The US Intellectual Property Enforcement Coordinator is working hard to update his copyright enforcement plans. In a written submission, Hollywood's MPAA shared a few notable ideas. The group calls for more cooperation from Internet services, including hosting providers, who should filter infringing content and block referral traffic from pirate sites, among other things. From a report: Besides processing takedown notices and terminating repeat infringers, as they are required to do by law, the MPAA also wants hosting companies to use automated piracy filters on their servers. "Hosting providers should filter using automated content recognition technology; forward DMCA notices to users, terminate repeat infringers after receipt of a reasonable number of notices, and prevent re-registration by terminated users," the MPAA suggests.

In addition, hosting providers should not challenge suspension court orders, when copyright holders go up against pirate sites. Going a step further, hosts should keep an eye on high traffic volumes which may be infringing, and ban referral traffic from pirate sites outright. The MPAA wants these companies to "implement download bandwidth or frequency limitations to prevent high volume traffic for particular files" to "remove files expeditiously" and "block referral traffic from known piracy sites."

2 of 149 comments (clear)

  1. Re:Meh by mysidia · · Score: 5, Informative

    The pirate sites just need to add one bit of HTML code....

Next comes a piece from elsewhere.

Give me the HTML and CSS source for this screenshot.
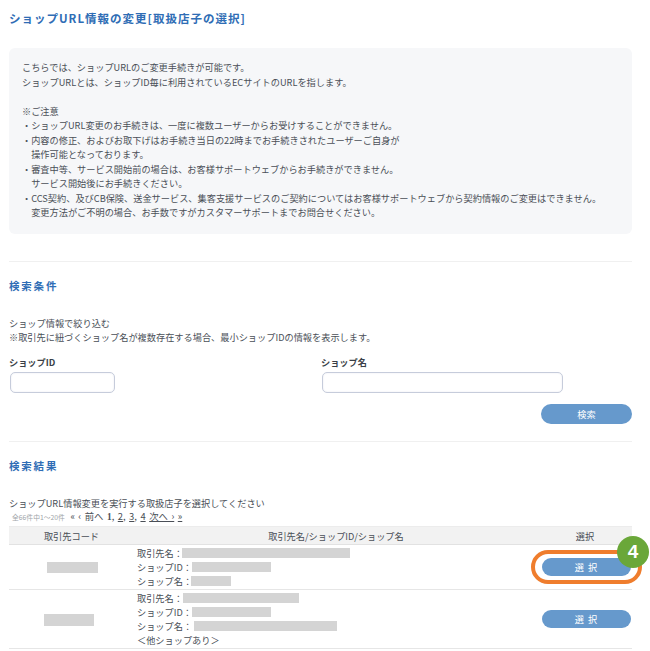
FILE: index.html
```html
<!DOCTYPE html>
<html lang="ja">
<head>
<meta charset="utf-8">
<title>ショップURL情報の変更</title>
<link rel="stylesheet" href="styles.css">
</head>
<body>
<main class="page">
  <h1 class="page-title">ショップURL情報の変更[取扱店子の選択]</h1>
  <section class="notice">
    <p>こちらでは、ショップURLのご変更手続きが可能です。</p>
    <p>ショップURLとは、ショップID毎に利用されているECサイトのURLを指します。</p>
    <p class="blank">&nbsp;</p>
    <p>※ご注意</p>
    <p class="item">・ショップURL変更のお手続きは、一度に複数ユーザーからお受けすることができません。</p>
    <p class="item">・内容の修正、およびお取下げはお手続き当日の22時までお手続きされたユーザーご自身が</p>
    <p class="cont">操作可能となっております。</p>
    <p class="item">・審査中等、サービス開始前の場合は、お客様サポートウェブからお手続きができません。</p>
    <p class="cont">サービス開始後にお手続きください。</p>
    <p class="item">・CCS契約、及びCB保険、送金サービス、集客支援サービスのご契約についてはお客様サポートウェブから契約情報のご変更はできません。</p>
    <p class="cont">変更方法がご不明の場合、お手数ですがカスタマーサポートまでお問合せください。</p>
  </section>
  <hr class="rule rule-first">
  <h2 class="section-title">検索条件</h2>
  <p class="desc">ショップ情報で絞り込む<br>※取引先に紐づくショップ名が複数存在する場合、最小ショップIDの情報を表示します。</p>
  <form class="search-form">
    <div class="field field-id">
      <label class="field-label" for="shop-id">ショップID</label>
      <input class="input input-id" id="shop-id" type="text">
    </div>
    <div class="field">
      <label class="field-label" for="shop-name">ショップ名</label>
      <input class="input input-name" id="shop-name" type="text">
    </div>
  </form>
  <div class="search-actions"><button class="btn btn-search" type="button">検索</button></div>
  <hr class="rule rule-second">
  <h2 class="section-title">検索結果</h2>
  <p class="result-desc">ショップURL情報変更を実行する取扱店子を選択してください</p>
  <div class="pager"><span class="count">全66件中1～20件</span> <span class="nav">« ‹</span> 前へ <b>1</b>, <a href="#">2</a>, <a href="#">3</a>, <a href="#">4</a> <a href="#">次へ ›</a> <a href="#">»</a></div>
  <table class="results">
    <thead>
      <tr><th class="col-code">取引先コード</th><th class="col-name">取引先名/ショップID/ショップ名</th><th class="col-select">選択</th></tr>
    </thead>
    <tbody>
      <tr class="row-one">
        <td class="code-cell"><span class="mask mask-code-a"></span></td>
        <td class="info-cell">
          <div class="info-line">取引先名：<span class="mask mask-w168"></span></div>
          <div class="info-line">ショップID：<span class="mask mask-w79"></span></div>
          <div class="info-line">ショップ名：<span class="mask mask-w41"></span></div>
        </td>
        <td class="select-cell">
          <span class="select-wrap">
            <button class="btn btn-select" type="button">選 択</button>
            <span class="highlight"></span>
            <span class="badge">4</span>
          </span>
        </td>
      </tr>
      <tr class="row-two">
        <td class="code-cell"><span class="mask mask-code-b"></span></td>
        <td class="info-cell">
          <div class="info-line">取引先名：<span class="mask mask-w116"></span></div>
          <div class="info-line">ショップID：<span class="mask mask-w79"></span></div>
          <div class="info-line">ショップ名：<span class="mask mask-w144"></span></div>
          <div class="info-line">＜他ショップあり＞</div>
        </td>
        <td class="select-cell select-cell-top"><button class="btn btn-select" type="button">選 択</button></td>
      </tr>
    </tbody>
  </table>
</main>
</body>
</html>
```

FILE: styles.css
```css
* { box-sizing: border-box; }
html, body { margin: 0; padding: 0; background: #fff; }
body {
  font-family: "Noto Sans CJK JP", "Noto Sans", sans-serif;
  font-size: 9.2px;
  color: #4a4f57;
  overflow: hidden;
  height: 651px;
}
.page { width: 632px; margin-left: 9px; }
p { margin: 0; }

.page-title {
  margin: 0;
  padding-top: 10px;
  height: 48px;
  font-size: 11.5px;
  line-height: 16px;
  font-weight: 700;
  letter-spacing: 1px;
  color: #2f6db5;
}
.notice {
  width: 623px;
  height: 186px;
  background: #f6f7f9;
  border-radius: 6px;
  padding: 12px 13px 0;
  line-height: 14.5px;
}
.notice .cont { padding-left: 9.2px; }

.rule { border: 0; border-top: 1px solid #f0f0f0; margin: 0; width: 623px; }
.rule-first { margin-top: 27px; }
.rule-second { margin-top: 17px; }

.section-title {
  margin: 0;
  font-size: 10.5px;
  line-height: 14px;
  font-weight: 700;
  letter-spacing: 1.8px;
  color: #2f6db5;
}
.rule-first + .section-title { padding-top: 17px; height: 54px; }
.rule-second + .section-title { padding-top: 17px; height: 54px; }

.desc { line-height: 14px; }

.search-form { display: flex; margin-top: 12px; }
.field { display: flex; flex-direction: column; }
.field-id { width: 312px; }
.field-label { font-weight: 700; font-size: 9.2px; line-height: 13px; color: #3a3f47; height: 16px; }
.input {
  height: 21px;
  margin-left: 1px;
  border: 1px solid #c6ccdb;
  border-radius: 5px;
  background: #fff;
  box-shadow: inset 0 0 2px #e6e8f0;
}
.input-id { width: 105px; }
.input-name { width: 241px; }

.search-actions { display: flex; justify-content: flex-end; width: 623px; margin-top: 11px; }
.btn {
  display: block;
  border: 0;
  padding: 0;
  background: #6699cc;
  color: #fff;
  font-family: inherit;
  font-size: 9.2px;
  border-radius: 10px;
  text-align: center;
}
.btn-search { width: 91px; height: 20px; }

.result-desc { line-height: 14px; }
.pager { line-height: 14px; height: 16px; font-size: 9.4px; padding-left: 3px; white-space: nowrap; word-spacing: 1.4px; margin-top: -1px; margin-bottom: 1px; }
.pager a { color: #4a4f57; }
.pager b { font-family: "Liberation Serif", serif; }
.count { font-size: 6.8px; color: #a0a4a8; margin-right: 2px; word-spacing: 0; }

.results { width: 623px; border-collapse: collapse; table-layout: fixed; }
.results th {
  height: 18px;
  padding: 0;
  background: #f2f2f2;
  border-top: 1px solid #ececec;
  border-bottom: 1px solid #e2e2e2;
  font-weight: 400;
  text-align: center;
}
.col-code { width: 125px; }
.col-select { width: 94px; }
.results td { padding: 0; border-bottom: 1px solid #e6e6e6; vertical-align: top; }
.row-one td { height: 45px; }
.row-two td { height: 59px; }
.results .info-cell { padding: 1px 0 0 3px; }
.info-line { height: 14px; line-height: 14px; white-space: nowrap; display: flex; align-items: center; }

.mask { display: inline-block; background: #d4d4d4; height: 10px; }
.results .code-cell { vertical-align: middle; }
.mask-code-a { display: block; width: 51px; height: 11px; margin-left: 38px; }
.mask-code-b { display: block; width: 50px; height: 12px; margin: 2px 0 0 35px; }
.mask-w168 { width: 168px; margin-left: -1px; }
.mask-w79 { width: 79px; }
.mask-w41 { width: 40px; margin-left: -1px; }
.mask-w116 { width: 116px; }
.mask-w144 { width: 143px; margin-left: 2px; }

.select-wrap { position: relative; display: block; width: 89px; margin: 13px 0 0 4px; }
.select-cell-top .btn-select { margin: 20px 0 0 4px; }
.btn-select { width: 89px; height: 18px; letter-spacing: 1px; }
.highlight {
  position: absolute;
  left: -11px;
  top: -8px;
  width: 111px;
  height: 34px;
  border: 4px solid #ef7d2d;
  border-radius: 17px;
}
.badge {
  position: absolute;
  left: 75px;
  top: -22px;
  width: 32px;
  height: 32px;
  border-radius: 50%;
  background: #6aa739;
  color: #fff;
  font-family: "Liberation Sans", sans-serif;
  font-size: 19px;
  font-weight: 700;
  line-height: 32px;
  text-align: center;
}
```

    <meta name="referrer" content="no-referrer" />

    Modern browsers will then be redirected to send no HTTP Referrer header.

    Alternatively, HTTPS could be used, and with HTTPS Referrer is suppressed, because sending it could result in a security violation for the referring domain (a HTTPS URL may contain secret content/values).

  2. Re:Meh by Kjella · · Score: 3, Informative

    And even if you know nothing about that technical mumbo-jumbo, pirate sites can just write the link as text and ask users to copy-paste. But Hollywood doesn't care whether it's feasible, they just want to whine themselves to more laws written in their favor. Fortunately Internet providers, hosts and services are now so essential that they don't get what they want.